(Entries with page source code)
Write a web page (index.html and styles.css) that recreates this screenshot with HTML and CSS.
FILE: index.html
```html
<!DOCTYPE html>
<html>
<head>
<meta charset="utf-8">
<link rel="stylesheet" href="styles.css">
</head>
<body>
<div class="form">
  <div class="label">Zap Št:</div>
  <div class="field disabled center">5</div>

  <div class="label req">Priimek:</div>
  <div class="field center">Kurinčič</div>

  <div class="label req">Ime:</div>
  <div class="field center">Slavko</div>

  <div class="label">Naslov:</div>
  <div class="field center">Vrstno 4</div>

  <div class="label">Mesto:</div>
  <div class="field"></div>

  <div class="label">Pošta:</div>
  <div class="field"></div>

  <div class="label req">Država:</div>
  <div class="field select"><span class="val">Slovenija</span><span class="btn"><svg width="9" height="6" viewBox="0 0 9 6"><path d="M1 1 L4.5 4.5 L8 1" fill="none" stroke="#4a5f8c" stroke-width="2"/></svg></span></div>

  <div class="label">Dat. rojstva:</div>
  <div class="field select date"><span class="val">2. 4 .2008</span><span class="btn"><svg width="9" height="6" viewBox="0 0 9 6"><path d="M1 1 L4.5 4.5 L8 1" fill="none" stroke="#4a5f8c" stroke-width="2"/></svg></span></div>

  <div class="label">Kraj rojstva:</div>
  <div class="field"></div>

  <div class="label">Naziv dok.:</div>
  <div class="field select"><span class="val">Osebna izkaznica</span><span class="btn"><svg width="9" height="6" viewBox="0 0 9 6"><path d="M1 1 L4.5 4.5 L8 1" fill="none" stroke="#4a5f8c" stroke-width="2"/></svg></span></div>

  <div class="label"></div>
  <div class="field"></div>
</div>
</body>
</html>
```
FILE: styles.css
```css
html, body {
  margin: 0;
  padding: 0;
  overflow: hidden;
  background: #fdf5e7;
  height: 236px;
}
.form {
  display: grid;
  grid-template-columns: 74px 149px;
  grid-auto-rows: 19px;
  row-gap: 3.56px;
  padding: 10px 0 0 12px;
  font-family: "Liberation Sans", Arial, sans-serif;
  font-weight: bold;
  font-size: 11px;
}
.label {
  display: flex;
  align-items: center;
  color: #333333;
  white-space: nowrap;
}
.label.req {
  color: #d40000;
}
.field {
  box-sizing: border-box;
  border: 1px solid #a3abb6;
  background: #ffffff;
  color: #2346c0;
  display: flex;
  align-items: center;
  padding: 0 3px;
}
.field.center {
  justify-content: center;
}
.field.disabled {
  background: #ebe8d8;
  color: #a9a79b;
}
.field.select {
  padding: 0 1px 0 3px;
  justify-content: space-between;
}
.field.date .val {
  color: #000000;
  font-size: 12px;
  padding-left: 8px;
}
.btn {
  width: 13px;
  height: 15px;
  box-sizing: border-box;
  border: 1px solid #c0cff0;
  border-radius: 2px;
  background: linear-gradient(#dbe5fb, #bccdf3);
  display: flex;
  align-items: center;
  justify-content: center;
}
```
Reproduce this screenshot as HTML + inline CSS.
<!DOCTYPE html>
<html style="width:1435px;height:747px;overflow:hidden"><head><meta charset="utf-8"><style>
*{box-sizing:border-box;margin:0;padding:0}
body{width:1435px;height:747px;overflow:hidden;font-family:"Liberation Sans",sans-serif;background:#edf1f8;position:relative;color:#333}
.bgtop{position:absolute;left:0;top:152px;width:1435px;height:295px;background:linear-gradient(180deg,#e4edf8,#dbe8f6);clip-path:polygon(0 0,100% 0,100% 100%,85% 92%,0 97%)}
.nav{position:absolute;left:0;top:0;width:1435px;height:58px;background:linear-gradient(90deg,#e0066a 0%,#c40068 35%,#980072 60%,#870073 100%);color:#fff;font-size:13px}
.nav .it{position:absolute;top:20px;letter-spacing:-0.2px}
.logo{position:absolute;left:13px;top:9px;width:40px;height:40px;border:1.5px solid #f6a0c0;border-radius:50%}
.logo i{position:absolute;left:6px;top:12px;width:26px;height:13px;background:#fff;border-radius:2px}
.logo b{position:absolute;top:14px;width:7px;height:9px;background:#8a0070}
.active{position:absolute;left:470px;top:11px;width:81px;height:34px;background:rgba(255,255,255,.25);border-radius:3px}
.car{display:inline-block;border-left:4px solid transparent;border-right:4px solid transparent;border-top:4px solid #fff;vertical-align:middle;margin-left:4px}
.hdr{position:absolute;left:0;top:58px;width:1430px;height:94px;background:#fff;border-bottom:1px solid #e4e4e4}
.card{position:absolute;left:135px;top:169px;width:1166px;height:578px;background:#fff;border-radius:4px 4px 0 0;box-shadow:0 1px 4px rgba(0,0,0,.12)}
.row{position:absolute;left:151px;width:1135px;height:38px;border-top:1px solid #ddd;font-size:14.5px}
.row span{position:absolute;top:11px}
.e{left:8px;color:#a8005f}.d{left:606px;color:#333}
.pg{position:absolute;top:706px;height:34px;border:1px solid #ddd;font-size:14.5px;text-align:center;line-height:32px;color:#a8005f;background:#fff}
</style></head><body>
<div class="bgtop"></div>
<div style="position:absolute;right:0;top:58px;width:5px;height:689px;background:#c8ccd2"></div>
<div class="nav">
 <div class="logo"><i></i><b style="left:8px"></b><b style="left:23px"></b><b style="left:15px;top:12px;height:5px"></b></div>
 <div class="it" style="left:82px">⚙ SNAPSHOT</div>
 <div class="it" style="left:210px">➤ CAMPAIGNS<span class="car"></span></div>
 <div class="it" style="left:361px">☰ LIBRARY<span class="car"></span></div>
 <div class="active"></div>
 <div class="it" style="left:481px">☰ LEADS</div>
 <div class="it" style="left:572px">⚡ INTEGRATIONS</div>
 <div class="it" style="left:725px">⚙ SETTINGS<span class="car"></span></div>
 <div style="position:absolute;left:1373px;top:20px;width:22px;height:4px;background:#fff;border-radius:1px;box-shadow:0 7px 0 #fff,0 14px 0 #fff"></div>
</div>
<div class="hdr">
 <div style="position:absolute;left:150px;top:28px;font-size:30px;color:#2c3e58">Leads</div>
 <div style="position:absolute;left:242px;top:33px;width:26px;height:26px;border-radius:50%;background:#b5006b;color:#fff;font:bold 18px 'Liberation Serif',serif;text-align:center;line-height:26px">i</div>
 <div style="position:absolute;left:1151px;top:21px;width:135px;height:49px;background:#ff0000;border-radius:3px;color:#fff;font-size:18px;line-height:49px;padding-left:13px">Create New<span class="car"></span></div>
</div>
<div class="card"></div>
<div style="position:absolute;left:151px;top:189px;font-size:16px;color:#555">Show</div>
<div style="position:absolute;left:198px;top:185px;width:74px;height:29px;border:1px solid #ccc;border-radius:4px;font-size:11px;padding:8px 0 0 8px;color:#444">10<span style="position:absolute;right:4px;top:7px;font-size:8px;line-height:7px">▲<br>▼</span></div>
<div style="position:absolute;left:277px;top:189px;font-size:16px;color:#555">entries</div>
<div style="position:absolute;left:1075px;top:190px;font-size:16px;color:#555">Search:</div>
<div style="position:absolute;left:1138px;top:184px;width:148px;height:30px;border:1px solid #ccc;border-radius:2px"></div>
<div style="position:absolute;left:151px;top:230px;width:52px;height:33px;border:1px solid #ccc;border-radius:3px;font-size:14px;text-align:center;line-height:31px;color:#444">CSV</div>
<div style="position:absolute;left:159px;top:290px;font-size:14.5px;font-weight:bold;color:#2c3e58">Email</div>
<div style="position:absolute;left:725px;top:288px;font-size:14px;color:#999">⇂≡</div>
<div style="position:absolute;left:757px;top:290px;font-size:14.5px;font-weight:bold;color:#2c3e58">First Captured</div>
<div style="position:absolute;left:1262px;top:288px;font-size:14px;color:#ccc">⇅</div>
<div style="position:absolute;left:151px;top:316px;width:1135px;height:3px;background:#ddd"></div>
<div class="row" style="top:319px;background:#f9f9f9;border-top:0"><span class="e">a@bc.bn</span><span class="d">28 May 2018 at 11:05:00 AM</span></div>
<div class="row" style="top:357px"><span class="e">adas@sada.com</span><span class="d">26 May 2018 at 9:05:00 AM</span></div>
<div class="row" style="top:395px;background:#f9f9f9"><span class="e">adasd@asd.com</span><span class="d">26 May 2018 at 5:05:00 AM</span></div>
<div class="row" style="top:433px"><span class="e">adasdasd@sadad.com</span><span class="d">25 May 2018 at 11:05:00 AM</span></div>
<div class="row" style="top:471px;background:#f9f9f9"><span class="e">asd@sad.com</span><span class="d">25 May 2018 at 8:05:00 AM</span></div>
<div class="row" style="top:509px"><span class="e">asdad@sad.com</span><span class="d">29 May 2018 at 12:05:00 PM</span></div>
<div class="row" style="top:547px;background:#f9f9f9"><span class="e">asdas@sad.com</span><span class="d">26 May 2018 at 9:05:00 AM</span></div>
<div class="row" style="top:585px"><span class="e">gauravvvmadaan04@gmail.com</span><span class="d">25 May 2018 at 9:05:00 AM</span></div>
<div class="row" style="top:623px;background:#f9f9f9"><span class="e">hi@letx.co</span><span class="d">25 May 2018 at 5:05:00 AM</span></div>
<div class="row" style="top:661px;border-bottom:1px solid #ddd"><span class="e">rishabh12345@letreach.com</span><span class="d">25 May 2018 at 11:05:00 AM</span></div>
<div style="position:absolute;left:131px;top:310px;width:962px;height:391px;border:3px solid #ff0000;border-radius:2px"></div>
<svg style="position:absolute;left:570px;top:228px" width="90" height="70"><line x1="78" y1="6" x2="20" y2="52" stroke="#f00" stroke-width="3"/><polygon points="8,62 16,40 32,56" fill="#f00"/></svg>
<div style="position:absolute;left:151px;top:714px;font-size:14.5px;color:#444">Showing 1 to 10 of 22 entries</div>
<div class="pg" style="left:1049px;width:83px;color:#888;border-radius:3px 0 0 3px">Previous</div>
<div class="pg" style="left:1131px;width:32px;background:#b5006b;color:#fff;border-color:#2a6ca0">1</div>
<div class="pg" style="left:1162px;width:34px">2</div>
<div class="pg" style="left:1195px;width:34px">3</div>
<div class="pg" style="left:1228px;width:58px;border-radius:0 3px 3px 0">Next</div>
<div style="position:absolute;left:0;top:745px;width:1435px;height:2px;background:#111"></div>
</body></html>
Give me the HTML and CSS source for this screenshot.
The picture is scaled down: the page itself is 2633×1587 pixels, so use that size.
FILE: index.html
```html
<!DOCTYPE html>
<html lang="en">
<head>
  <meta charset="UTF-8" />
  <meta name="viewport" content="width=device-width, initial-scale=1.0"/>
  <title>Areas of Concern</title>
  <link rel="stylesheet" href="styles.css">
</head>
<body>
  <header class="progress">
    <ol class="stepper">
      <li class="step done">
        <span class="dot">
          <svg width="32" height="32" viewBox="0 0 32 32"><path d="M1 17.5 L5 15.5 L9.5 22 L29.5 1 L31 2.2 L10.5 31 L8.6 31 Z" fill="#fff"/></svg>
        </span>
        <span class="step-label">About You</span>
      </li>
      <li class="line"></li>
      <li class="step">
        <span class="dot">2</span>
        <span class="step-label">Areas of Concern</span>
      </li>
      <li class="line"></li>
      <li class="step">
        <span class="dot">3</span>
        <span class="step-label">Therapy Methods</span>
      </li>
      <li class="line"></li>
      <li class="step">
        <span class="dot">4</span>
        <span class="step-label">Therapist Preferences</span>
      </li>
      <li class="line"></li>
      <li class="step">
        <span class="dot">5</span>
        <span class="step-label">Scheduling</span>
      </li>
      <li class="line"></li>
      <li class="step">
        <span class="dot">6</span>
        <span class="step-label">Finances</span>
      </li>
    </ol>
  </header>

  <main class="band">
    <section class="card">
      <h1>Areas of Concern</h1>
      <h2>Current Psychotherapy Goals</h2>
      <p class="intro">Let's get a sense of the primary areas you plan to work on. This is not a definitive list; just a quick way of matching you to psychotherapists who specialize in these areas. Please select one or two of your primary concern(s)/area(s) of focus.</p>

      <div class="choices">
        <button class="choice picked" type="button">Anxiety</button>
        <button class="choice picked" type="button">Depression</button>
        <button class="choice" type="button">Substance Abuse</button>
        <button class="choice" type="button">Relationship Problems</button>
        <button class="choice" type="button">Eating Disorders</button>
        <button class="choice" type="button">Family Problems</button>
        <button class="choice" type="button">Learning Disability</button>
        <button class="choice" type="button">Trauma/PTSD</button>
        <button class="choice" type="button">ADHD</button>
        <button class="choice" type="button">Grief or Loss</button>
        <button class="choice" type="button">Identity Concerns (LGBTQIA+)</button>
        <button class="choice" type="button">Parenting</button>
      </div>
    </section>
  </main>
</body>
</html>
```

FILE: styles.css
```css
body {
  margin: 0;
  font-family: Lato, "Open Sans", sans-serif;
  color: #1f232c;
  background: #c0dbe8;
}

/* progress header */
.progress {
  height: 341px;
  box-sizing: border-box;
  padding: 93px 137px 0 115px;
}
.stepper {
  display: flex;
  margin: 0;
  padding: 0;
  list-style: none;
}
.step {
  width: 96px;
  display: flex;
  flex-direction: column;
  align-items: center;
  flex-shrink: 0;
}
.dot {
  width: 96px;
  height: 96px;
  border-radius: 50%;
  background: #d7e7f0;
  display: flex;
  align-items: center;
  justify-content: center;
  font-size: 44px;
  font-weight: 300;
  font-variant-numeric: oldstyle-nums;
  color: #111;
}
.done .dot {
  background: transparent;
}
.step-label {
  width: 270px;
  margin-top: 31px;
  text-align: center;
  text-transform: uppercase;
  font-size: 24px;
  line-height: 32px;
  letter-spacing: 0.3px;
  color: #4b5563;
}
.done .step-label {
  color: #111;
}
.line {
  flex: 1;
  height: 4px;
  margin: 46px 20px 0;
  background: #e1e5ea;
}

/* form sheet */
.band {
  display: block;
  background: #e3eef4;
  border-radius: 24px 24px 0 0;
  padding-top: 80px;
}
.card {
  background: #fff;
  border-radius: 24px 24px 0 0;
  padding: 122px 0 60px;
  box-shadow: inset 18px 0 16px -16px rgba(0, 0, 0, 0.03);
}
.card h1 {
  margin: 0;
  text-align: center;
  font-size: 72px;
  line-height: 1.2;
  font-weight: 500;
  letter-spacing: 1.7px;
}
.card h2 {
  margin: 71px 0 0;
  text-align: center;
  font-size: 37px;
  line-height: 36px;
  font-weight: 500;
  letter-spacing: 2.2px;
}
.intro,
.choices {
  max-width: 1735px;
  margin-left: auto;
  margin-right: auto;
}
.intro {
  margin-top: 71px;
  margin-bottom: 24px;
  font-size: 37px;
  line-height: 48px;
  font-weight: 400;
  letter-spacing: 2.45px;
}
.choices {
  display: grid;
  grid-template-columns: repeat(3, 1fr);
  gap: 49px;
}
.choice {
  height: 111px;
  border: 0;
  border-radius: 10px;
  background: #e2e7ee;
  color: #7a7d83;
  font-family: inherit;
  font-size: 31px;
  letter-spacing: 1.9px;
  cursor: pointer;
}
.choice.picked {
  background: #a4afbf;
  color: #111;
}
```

TASK OBJECTIVE:
Gather, from the listing above, every line carrying the word "inline".

SOLUTION TO THIS EXERCISE:
Reproduce this screenshot as HTML + inline CSS.
.car{display:inline-block;border-left:4px solid transparent;border-right:4px solid transparent;border-top:4px solid #fff;vertical-align:middle;margin-left:4px}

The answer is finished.